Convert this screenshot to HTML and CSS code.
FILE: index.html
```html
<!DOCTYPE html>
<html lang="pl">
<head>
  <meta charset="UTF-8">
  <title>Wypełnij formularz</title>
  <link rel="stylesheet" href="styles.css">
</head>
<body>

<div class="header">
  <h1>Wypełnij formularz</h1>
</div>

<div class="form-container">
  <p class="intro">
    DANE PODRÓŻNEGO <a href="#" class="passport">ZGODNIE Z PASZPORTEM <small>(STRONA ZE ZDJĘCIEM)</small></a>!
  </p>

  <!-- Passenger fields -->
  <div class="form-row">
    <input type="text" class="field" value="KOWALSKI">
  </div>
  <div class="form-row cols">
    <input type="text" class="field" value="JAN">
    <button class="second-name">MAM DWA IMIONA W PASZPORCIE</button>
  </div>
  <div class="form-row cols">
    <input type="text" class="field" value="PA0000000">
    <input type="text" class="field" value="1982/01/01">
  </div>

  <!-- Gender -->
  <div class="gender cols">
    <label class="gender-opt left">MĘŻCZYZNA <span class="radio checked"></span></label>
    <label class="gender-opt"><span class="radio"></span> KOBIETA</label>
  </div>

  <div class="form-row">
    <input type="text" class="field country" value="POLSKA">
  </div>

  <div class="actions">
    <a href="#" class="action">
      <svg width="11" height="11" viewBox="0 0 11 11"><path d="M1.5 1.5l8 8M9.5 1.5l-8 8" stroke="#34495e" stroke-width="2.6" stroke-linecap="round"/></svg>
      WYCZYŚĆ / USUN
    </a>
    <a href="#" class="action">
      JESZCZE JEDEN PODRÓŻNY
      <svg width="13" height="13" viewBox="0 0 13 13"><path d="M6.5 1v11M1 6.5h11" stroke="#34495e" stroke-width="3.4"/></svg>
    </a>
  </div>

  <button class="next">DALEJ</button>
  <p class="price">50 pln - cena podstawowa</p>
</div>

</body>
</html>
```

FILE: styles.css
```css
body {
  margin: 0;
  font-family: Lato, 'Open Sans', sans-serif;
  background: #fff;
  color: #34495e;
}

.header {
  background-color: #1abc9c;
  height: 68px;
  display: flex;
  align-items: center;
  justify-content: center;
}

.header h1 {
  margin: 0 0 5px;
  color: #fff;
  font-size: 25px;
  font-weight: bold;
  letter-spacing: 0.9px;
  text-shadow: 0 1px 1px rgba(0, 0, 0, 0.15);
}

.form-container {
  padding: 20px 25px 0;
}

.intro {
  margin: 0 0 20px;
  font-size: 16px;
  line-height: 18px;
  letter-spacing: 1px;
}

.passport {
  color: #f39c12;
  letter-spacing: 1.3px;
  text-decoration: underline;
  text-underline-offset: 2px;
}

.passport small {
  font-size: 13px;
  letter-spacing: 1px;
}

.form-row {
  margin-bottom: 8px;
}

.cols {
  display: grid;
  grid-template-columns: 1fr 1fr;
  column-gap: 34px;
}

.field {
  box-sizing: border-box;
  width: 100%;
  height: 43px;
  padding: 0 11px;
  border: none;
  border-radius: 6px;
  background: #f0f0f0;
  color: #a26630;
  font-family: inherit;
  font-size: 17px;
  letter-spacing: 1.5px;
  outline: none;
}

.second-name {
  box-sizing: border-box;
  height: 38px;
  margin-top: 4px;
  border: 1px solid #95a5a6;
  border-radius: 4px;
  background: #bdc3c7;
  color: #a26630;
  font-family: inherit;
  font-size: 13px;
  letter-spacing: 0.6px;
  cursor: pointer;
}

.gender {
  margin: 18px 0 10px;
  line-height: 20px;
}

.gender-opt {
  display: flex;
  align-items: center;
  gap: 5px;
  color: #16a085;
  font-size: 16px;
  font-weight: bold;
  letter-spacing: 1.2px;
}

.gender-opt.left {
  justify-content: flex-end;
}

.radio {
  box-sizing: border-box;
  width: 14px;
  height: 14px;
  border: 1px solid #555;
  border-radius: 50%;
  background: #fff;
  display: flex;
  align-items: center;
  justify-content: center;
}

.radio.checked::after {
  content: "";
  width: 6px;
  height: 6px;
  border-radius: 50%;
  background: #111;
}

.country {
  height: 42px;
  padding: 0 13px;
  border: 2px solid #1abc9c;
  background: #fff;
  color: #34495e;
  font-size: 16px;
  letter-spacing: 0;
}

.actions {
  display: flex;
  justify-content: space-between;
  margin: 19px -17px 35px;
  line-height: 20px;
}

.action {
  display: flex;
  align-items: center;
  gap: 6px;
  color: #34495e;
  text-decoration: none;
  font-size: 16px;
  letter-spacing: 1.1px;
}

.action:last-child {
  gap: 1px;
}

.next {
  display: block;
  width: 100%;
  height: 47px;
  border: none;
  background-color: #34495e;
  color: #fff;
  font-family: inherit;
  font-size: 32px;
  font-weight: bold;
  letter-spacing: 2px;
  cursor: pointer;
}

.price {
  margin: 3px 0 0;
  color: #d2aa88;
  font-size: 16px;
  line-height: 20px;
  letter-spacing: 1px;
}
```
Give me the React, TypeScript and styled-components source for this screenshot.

━━━

§ Instructions for the task:
Reproduce the data in its entirety, matching each character.

§ Complete answer:
Convert this screenshot to HTML and CSS code.
FILE: index.html
```html
<!DOCTYPE html>
<html lang="pl">
<head>
  <meta charset="UTF-8">
  <title>Wypełnij formularz</title>
  <link rel="stylesheet" href="styles.css">
</head>
<body>

<div class="header">
  <h1>Wypełnij formularz</h1>
</div>

<div class="form-container">
  <p class="intro">
    DANE PODRÓŻNEGO <a href="#" class="passport">ZGODNIE Z PASZPORTEM <small>(STRONA ZE ZDJĘCIEM)</small></a>!
  </p>

  <!-- Passenger fields -->
  <div class="form-row">
    <input type="text" class="field" value="KOWALSKI">
  </div>
  <div class="form-row cols">
    <input type="text" class="field" value="JAN">
    <button class="second-name">MAM DWA IMIONA W PASZPORCIE</button>
  </div>
  <div class="form-row cols">
    <input type="text" class="field" value="PA0000000">
    <input type="text" class="field" value="1982/01/01">
  </div>

  <!-- Gender -->
  <div class="gender cols">
    <label class="gender-opt left">MĘŻCZYZNA <span class="radio checked"></span></label>
    <label class="gender-opt"><span class="radio"></span> KOBIETA</label>
  </div>

  <div class="form-row">
    <input type="text" class="field country" value="POLSKA">
  </div>

  <div class="actions">
    <a href="#" class="action">
      <svg width="11" height="11" viewBox="0 0 11 11"><path d="M1.5 1.5l8 8M9.5 1.5l-8 8" stroke="#34495e" stroke-width="2.6" stroke-linecap="round"/></svg>
      WYCZYŚĆ / USUN
    </a>
    <a href="#" class="action">
      JESZCZE JEDEN PODRÓŻNY
      <svg width="13" height="13" viewBox="0 0 13 13"><path d="M6.5 1v11M1 6.5h11" stroke="#34495e" stroke-width="3.4"/></svg>
    </a>
  </div>

  <button class="next">DALEJ</button>
  <p class="price">50 pln - cena podstawowa</p>
</div>

</body>
</html>
```

FILE: styles.css
```css
body {
  margin: 0;
  font-family: Lato, 'Open Sans', sans-serif;
  background: #fff;
  color: #34495e;
}

.header {
  background-color: #1abc9c;
  height: 68px;
  display: flex;
  align-items: center;
  justify-content: center;
}

.header h1 {
  margin: 0 0 5px;
  color: #fff;
  font-size: 25px;
  font-weight: bold;
  letter-spacing: 0.9px;
  text-shadow: 0 1px 1px rgba(0, 0, 0, 0.15);
}

.form-container {
  padding: 20px 25px 0;
}

.intro {
  margin: 0 0 20px;
  font-size: 16px;
  line-height: 18px;
  letter-spacing: 1px;
}

.passport {
  color: #f39c12;
  letter-spacing: 1.3px;
  text-decoration: underline;
  text-underline-offset: 2px;
}

.passport small {
  font-size: 13px;
  letter-spacing: 1px;
}

.form-row {
  margin-bottom: 8px;
}

.cols {
  display: grid;
  grid-template-columns: 1fr 1fr;
  column-gap: 34px;
}

.field {
  box-sizing: border-box;
  width: 100%;
  height: 43px;
  padding: 0 11px;
  border: none;
  border-radius: 6px;
  background: #f0f0f0;
  color: #a26630;
  font-family: inherit;
  font-size: 17px;
  letter-spacing: 1.5px;
  outline: none;
}

.second-name {
  box-sizing: border-box;
  height: 38px;
  margin-top: 4px;
  border: 1px solid #95a5a6;
  border-radius: 4px;
  background: #bdc3c7;
  color: #a26630;
  font-family: inherit;
  font-size: 13px;
  letter-spacing: 0.6px;
  cursor: pointer;
}

.gender {
  margin: 18px 0 10px;
  line-height: 20px;
}

.gender-opt {
  display: flex;
  align-items: center;
  gap: 5px;
  color: #16a085;
  font-size: 16px;
  font-weight: bold;
  letter-spacing: 1.2px;
}

.gender-opt.left {
  justify-content: flex-end;
}

.radio {
  box-sizing: border-box;
  width: 14px;
  height: 14px;
  border: 1px solid #555;
  border-radius: 50%;
  background: #fff;
  display: flex;
  align-items: center;
  justify-content: center;
}

.radio.checked::after {
  content: "";
  width: 6px;
  height: 6px;
  border-radius: 50%;
  background: #111;
}

.country {
  height: 42px;
  padding: 0 13px;
  border: 2px solid #1abc9c;
  background: #fff;
  color: #34495e;
  font-size: 16px;
  letter-spacing: 0;
}

.actions {
  display: flex;
  justify-content: space-between;
  margin: 19px -17px 35px;
  line-height: 20px;
}

.action {
  display: flex;
  align-items: center;
  gap: 6px;
  color: #34495e;
  text-decoration: none;
  font-size: 16px;
  letter-spacing: 1.1px;
}

.action:last-child {
  gap: 1px;
}

.next {
  display: block;
  width: 100%;
  height: 47px;
  border: none;
  background-color: #34495e;
  color: #fff;
  font-family: inherit;
  font-size: 32px;
  font-weight: bold;
  letter-spacing: 2px;
  cursor: pointer;
}

.price {
  margin: 3px 0 0;
  color: #d2aa88;
  font-size: 16px;
  line-height: 20px;
  letter-spacing: 1px;
}
```
Give me the React, TypeScript and styled-components source for this screenshot.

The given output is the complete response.